Ende der 60er Jahre wurde Tino Schippert zur Symbolfigur des Zürcher «Undergrounds». Was machte sein Charisma aus?

Ich glaube, es war vor allem das Bild, das Tino abgab. Er, auf seinem Motorrad, in Lederkluft. Es ging weniger darum, was er sagte, obwohl viele ihn als charismatischen Redner bezeichneten. Tino Schippert und die Motorrad-Rocker handelten aus dem Bauch heraus, da gab es kein intellektuelles, politisches Programm der Rebellion, wie bei den Studenten damals. Aber Tino hat mit allem, was er hatte, gegen die aus seiner Sicht verknöcherte Gesellschaft angekämpft. Und damit konnten sich viele identifizieren.

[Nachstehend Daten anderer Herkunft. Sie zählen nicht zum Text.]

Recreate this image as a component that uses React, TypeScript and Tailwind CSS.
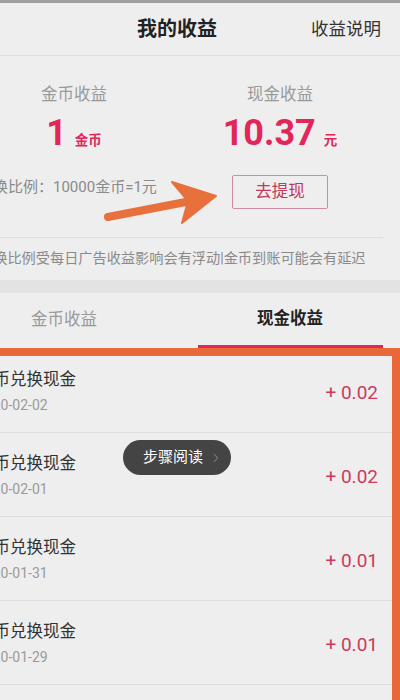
import { ChevronRight } from "lucide-react";

const rows = [
  { title: "金币兑换现金", date: "2020-02-02", amount: "+ 0.02" },
  { title: "金币兑换现金", date: "2020-02-01", amount: "+ 0.02" },
  { title: "金币兑换现金", date: "2020-01-31", amount: "+ 0.01" },
  { title: "金币兑换现金", date: "2020-01-29", amount: "+ 0.01" },
  { title: "金币兑换现金", date: "2020-01-28", amount: "+ 0.01" },
];

function Arrow() {
  return (
    <svg className="absolute left-0 top-0 pointer-events-none" width={400} height={700} viewBox="0 0 400 700">
      <line x1="108" y1="217" x2="196" y2="200" stroke="#e8703c" strokeWidth="8" strokeLinecap="round" />
      <path d="M216 196 L172 182 L188 201 L182 223 Z" fill="#e8703c" strokeLinejoin="round" stroke="#e8703c" strokeWidth="2" />
    </svg>
  );
}

export default function App() {
  return (
    <div
      className="relative w-[400px] h-[700px] overflow-hidden bg-[#eeeeee]"
      style={{ fontFamily: 'Roboto, "Noto Sans CJK SC", sans-serif' }}
    >
      <div className="h-[3px] bg-[#9f9f9f]" />
      <div className="w-[452px] -ml-[49px]">
        {/* header */}
        <div className="h-[53px] flex items-center justify-center relative border-b border-[#dcdcdc]">
          <span className="text-[20px] font-bold text-[#222]">我的收益</span>
          <span className="absolute right-[22px] text-[17.5px] text-[#333]">收益说明</span>
        </div>

        {/* stats */}
        <div className="pt-[28px] pb-[12px]">
          <div className="flex">
            <div className="w-[246px] flex flex-col items-center">
              <span className="text-[16.5px] leading-[22px] text-[#9a9a9a]">金币收益</span>
              <div className="mt-[9px] flex items-baseline text-[#e3265a]">
                <span className="text-[36px] leading-none font-bold">1</span>
                <span className="ml-[8px] text-[13.5px] font-bold">金币</span>
              </div>
            </div>
            <div className="w-[166px] flex flex-col items-center">
              <span className="text-[16.5px] leading-[22px] text-[#9a9a9a]">现金收益</span>
              <div className="mt-[9px] flex items-baseline text-[#e3265a]">
                <span className="text-[36px] leading-none font-bold">10.37</span>
                <span className="ml-[8px] text-[13.5px] font-bold">元</span>
              </div>
            </div>
          </div>

          <div className="flex mt-[24px]">
            <div className="w-[246px] pl-[27px]">
              <span className="text-[15px] leading-[20px] text-[#8a8a8a] whitespace-nowrap">兑换比例：10000金币=1元</span>
            </div>
            <div className="w-[166px] flex justify-center">
              <div className="w-[96px] h-[34px] flex items-center justify-center border border-[#cf8c9c] rounded-[2px] text-[16.5px] text-[#c3395c]">
                去提现
              </div>
            </div>
          </div>

          <div className="mt-[28px] ml-[28px] mr-[20px] h-px bg-[#dedede]" />
          <div className="mt-[10px] pl-[28px] text-[14.2px] leading-[20px] text-[#8a8a8a] whitespace-nowrap">
            兑换比例受每日广告收益影响会有浮动|金币到账可能会有延迟
          </div>
        </div>

        <div className="h-[13px] bg-[#e3e3e3]" />

        {/* tabs */}
        <div className="flex h-[55px]">
          <div className="w-1/2 flex items-center justify-center text-[16.5px] text-[#9a9a9a]">金币收益</div>
          <div className="w-1/2 flex flex-col items-center">
            <div className="flex-1 flex items-center text-[16.5px] font-bold text-[#222]">现金收益</div>
            <div className="w-[185px] h-[3px] bg-[#e3265a]" />
          </div>
        </div>

        {/* list */}
        <div className="pt-px">
          {rows.map((r, i) => (
            <div key={i} className="h-[84px] flex items-center justify-between border-b border-[#dedede] pl-[26px] pr-[25px]">
              <div className="flex flex-col pt-[3px]">
                <span className="text-[16.5px] leading-[22px] text-[#333]">{r.title}</span>
                <span className="mt-[4px] text-[14px] leading-[20px] text-[#9a9a9a]">{r.date}</span>
              </div>
              <span className="pt-[5px] text-[19px] text-[#cc3a5e]">{r.amount}</span>
            </div>
          ))}
        </div>
      </div>

      {/* annotation overlays */}
      <Arrow />
      <div className="absolute left-[-10px] top-[348px] w-[410px] h-[370px] border-[8px] border-[#e8683a]" />
      <div className="absolute left-[123px] top-[440px] w-[108px] h-[35px] rounded-full bg-[#444444] flex items-center pl-[20px]">
        <span className="text-[15px] text-white">步骤阅读</span>
        <ChevronRight className="ml-[6px] text-[#9a9a9a]" size={14} strokeWidth={1.5} />
      </div>
    </div>
  );
}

Dennoch fühlten sich Intellektuelle wie Friedrich Dürrenmatt von Schippert angezogen.

Dürrenmatt gefiel, dass Tinos Rebellion aus dem Herzen kam, er nannte sie «existenziell». Aber natürlich hat auch Dürrenmatt, wie viele zeitgenössische Intellektuelle, seine Person idealisiert, auch romantisiert. Tino Schippert war die ideale Projektionsfläche, gerade, weil er und seine Gang eben in kein Raster passten. Dabei hat man beide Augen verschlossen, denn Tino hatte von Beginn weg Kontakte zum Millieu und nahm es auch mit dem Gesetz nicht so genau. Aber man brauchte halt einen Zürcher Marlon Brando, einen «Wild One».

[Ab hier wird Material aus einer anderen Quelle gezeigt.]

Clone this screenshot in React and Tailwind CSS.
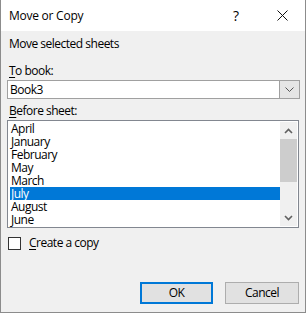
import React from 'react'

const SHEETS = ['April', 'January', 'February', 'May', 'March', 'July', 'August', 'June']
const SELECTED = 'July'

const font = { fontFamily: '"Segoe UI", "Open Sans", "Noto Sans", sans-serif' }

function Key({ k, rest }) {
  return (
    <span>
      <span className="underline underline-offset-[2px]">{k}</span>
      {rest}
    </span>
  )
}

function Chevron({ up }) {
  return (
    <svg width="9" height="6" viewBox="0 0 9 6">
      <path d={up ? 'M1 5 L4.5 1.5 L8 5' : 'M1 1 L4.5 4.5 L8 1'} fill="none" stroke="#606060" strokeWidth="1.6" />
    </svg>
  )
}

export default function App() {
  return (
    <div className="w-[306px] h-[313px] flex flex-col border-x border-b border-[#8c8c8c] text-[12px] text-black leading-[16px] overflow-hidden" style={font}>
      {/* Title bar */}
      <div className="h-[31px] bg-white flex items-center shrink-0">
        <div className="pl-[8px] flex-1 tracking-[-0.25px]">Move or Copy</div>
        <div className="w-[46px] text-center text-[14px]">?</div>
        <div className="w-[46px] flex items-center justify-center">
          <svg width="11" height="11" viewBox="0 0 11 11">
            <path d="M0.5 0.5 L10.5 10.5 M10.5 0.5 L0.5 10.5" stroke="#111" strokeWidth="1" />
          </svg>
        </div>
      </div>

      {/* Body */}
      <div className="flex-1 bg-[#f0f0f0] flex flex-col pl-[6px] tracking-[-0.5px]">
        <div className="mt-[5px] pl-[2px]">Move selected sheets</div>

        <div className="mt-[11px] pl-[2px]"><Key k="T" rest="o book:" /></div>
        <div className="mt-[1px] w-[293px] h-[19px] bg-white border border-[#a0a0a0] flex">
          <div className="flex-1 pl-[2px] leading-[17px]">Book3</div>
          <div className="w-[20px] bg-[#e5e5e5] border-l border-[#a0a0a0] flex items-center justify-center">
            <svg width="9" height="5" viewBox="0 0 9 5">
              <path d="M0.5 0.5 L4.5 4.5 L8.5 0.5" fill="none" stroke="#555" strokeWidth="1" />
            </svg>
          </div>
        </div>

        <div className="mt-[4px] pl-[2px]"><Key k="B" rest="efore sheet:" /></div>
        <div className="mt-[1px] w-[292px] h-[108px] bg-white border border-[#828790] flex p-[1px]">
          <div className="flex-1 flex flex-col pl-[1px]">
            {SHEETS.map(s => (
              <div key={s}
                className={`h-[13px] leading-[13px] pl-[1px] ${s === SELECTED ? 'bg-[#0078d7] text-white' : ''}`}>
                {s}
              </div>
            ))}
          </div>
          <div className="w-[17px] bg-[#f0f0f0] flex flex-col">
            <div className="h-[17px] flex items-center justify-center"><Chevron up /></div>
            <div className="h-[43px] bg-[#cdcdcd]" />
            <div className="flex-1" />
            <div className="h-[17px] flex items-center justify-center"><Chevron /></div>
          </div>
        </div>

        <div className="mt-[7px] flex items-center h-[16px]">
          <div className="ml-[1px] w-[13px] h-[13px] bg-white border border-[#333]" />
          <div className="ml-[8px]"><Key k="C" rest="reate a copy" /></div>
        </div>

        <div className="flex-1" />
        <div className="flex justify-end gap-[12px] pr-[6px] mb-[8px]">
          <div className="w-[73px] h-[22px] bg-[#e1e1e1] border-2 border-[#0078d7] flex items-center justify-center">OK</div>
          <div className="w-[74px] h-[22px] bg-[#e1e1e1] border border-[#adadad] flex items-center justify-center">Cancel</div>
        </div>
      </div>
    </div>
  )
}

Wo taten sich bei Tino Schippert die Abgründe auf?

Bei einer so widersprüchlichen Persönlichkeit müssen die Abgründe zwangsläufig tief sein. Schippert hatte eine kriminelle und gewalttätige Seite. Er selbst hat nie einen Hehl draus gemacht. Er sass mehrmals im Gefängnis, geriet unter anderem wegen Vergewaltigungsvorwürfen ins Visier der Staatsanwaltschaft, floh in den Libanon, wo er sich als Haschischbauer versuchte, kam dann in der Schweiz wieder in den Knast und haute erneut ab - um schliesslich in Brasilien und Bolivien unterzutauchen. Andererseits zeichnen seine Weggefährten im Film auch ein ganz anderes, nämlich sehr warmherziges Bild von Tino Schippert. Hinter der Fassade des harten Rockerbosses verbarg sich  ein sensibler Mensch, einer, der seinem Bruder Ruedi Dutzende von gefühlvollen Briefen schrieb.

Laufen Sie selbst mit Ihrem Film nicht Gefahr, Tino Schippert zu idealisieren?

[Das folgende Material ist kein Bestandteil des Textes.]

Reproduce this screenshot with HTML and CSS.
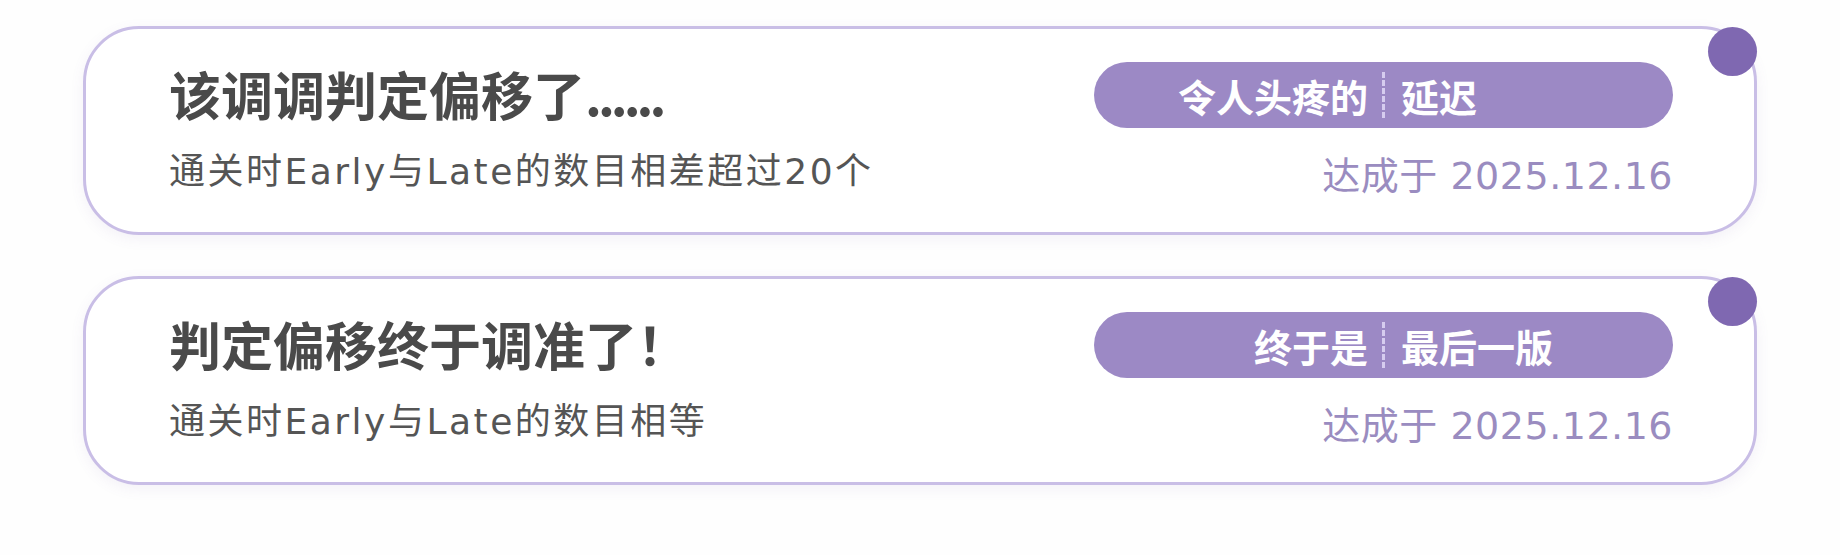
FILE: index.html
```html
<html>
<head>
    <meta charset="UTF-8">
    <meta name="viewport" content="width=device-width, initial-scale=1.0">
    <title>成就</title>
    <link rel="stylesheet" href="styles.css">
</head>
<body>
    <div class="achievement-list">
        <div class="achievement">
            <span class="dot"></span>
            <div class="info">
                <div class="title">该调调判定偏移了<span class="ellipsis">......</span></div>
                <div class="desc">通关时Early与Late的数目相差超过20个</div>
            </div>
            <div class="meta">
                <div class="tag">
                    <span class="tag-left">令人头疼的</span>
                    <span class="tag-sep"></span>
                    <span class="tag-right">延迟</span>
                </div>
                <div class="date">达成于 2025.12.16</div>
            </div>
        </div>

        <div class="achievement">
            <span class="dot"></span>
            <div class="info">
                <div class="title">判定偏移终于调准了！</div>
                <div class="desc">通关时Early与Late的数目相等</div>
            </div>
            <div class="meta">
                <div class="tag">
                    <span class="tag-left">终于是</span>
                    <span class="tag-sep"></span>
                    <span class="tag-right">最后一版</span>
                </div>
                <div class="date">达成于 2025.12.16</div>
            </div>
        </div>
    </div>
</body>
</html>
```

FILE: styles.css
```css
body { margin: 0; background: #fefefe; font-family: "Noto Sans CJK SC", "Noto Sans", sans-serif; }
.achievement-list { display: flex; flex-direction: column; gap: 41px; padding: 26px 83px; }
.achievement { position: relative; display: flex; justify-content: space-between; box-sizing: border-box; height: 209px; padding: 33px 81px 0 83px; background: #fff; border: 3px solid #c9bee6; border-radius: 56px; box-shadow: 0 4px 14px rgba(110, 90, 160, 0.08); }
.dot { position: absolute; top: -2px; right: -3px; width: 49px; height: 49px; border-radius: 50%; background: #7f68b1; }
.info { display: flex; flex-direction: column; padding-top: 1px; }
.title { font-size: 52px; font-weight: bold; line-height: 62px; color: #4a4a4a; }
.ellipsis { letter-spacing: -4px; }
.desc { margin-top: 25px; font-family: "DejaVu Sans", "Noto Sans CJK SC", sans-serif; font-size: 36px; letter-spacing: 2.5px; line-height: 44px; color: #555; }
.meta { width: 579px; display: flex; flex-direction: column; }
.tag { display: grid; grid-template-columns: 1fr auto 1fr; align-items: center; height: 66px; background: #9c89c5; border-radius: 33px; color: #fff; font-size: 38px; font-weight: bold; }
.tag-left { text-align: right; padding-right: 14px; }
.tag-right { text-align: left; padding-left: 16px; }
.tag-sep { height: 46px; border-left: 3px dashed #d6ccef; }
.date { margin-top: 26px; text-align: right; font-family: "DejaVu Sans", "Noto Sans CJK SC", sans-serif; font-size: 38px; letter-spacing: 0.5px; line-height: 44px; color: #9a8cc0; }
```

Diese Gefahr besteht. Ich denke aber, dass der Film das Gegenteil aufzeigt. Es ist die Geschichte von jemandem, der innerhalb von drei, vier Jahren vom Outlaw plötzlich zum Helden stilisiert wird, um dann, fern von seinen früheren Weggefährten, einsam und auch vergessen zu enden. Der gefeierte Rebell wurde zum Opfer seines eigenen Mythos. Darin liegt die Tragik seiner Lebensgeschichte. Selbst die Zürcher Hells Angels interessierten sich damals nicht mehr für ihn. Als Identifikationsfigur hatte Tino gewissermassen ausgedient, er hatte das Revier verlassen. Und: Bis heute möchten viele Alt-68er nicht sehen, dass dieser eigentlich unpolitische Draufgänger auch Teil ihrer Bewegung gewesen ist.

Wie, denken Sie, sehen heutige Jugendliche Ihren Film?

Ich glaube, sie werden ihn ohne ideologische Scheuklappen aufnehmen, ohne in Tinos Geschichte ein politisches Programm zu sehen. Das wäre ja ein Stück weit auch in seinem Sinn gewesen.

«Tino - Frozen Angel» läuft ab morgen im Kino Arthouse Movie.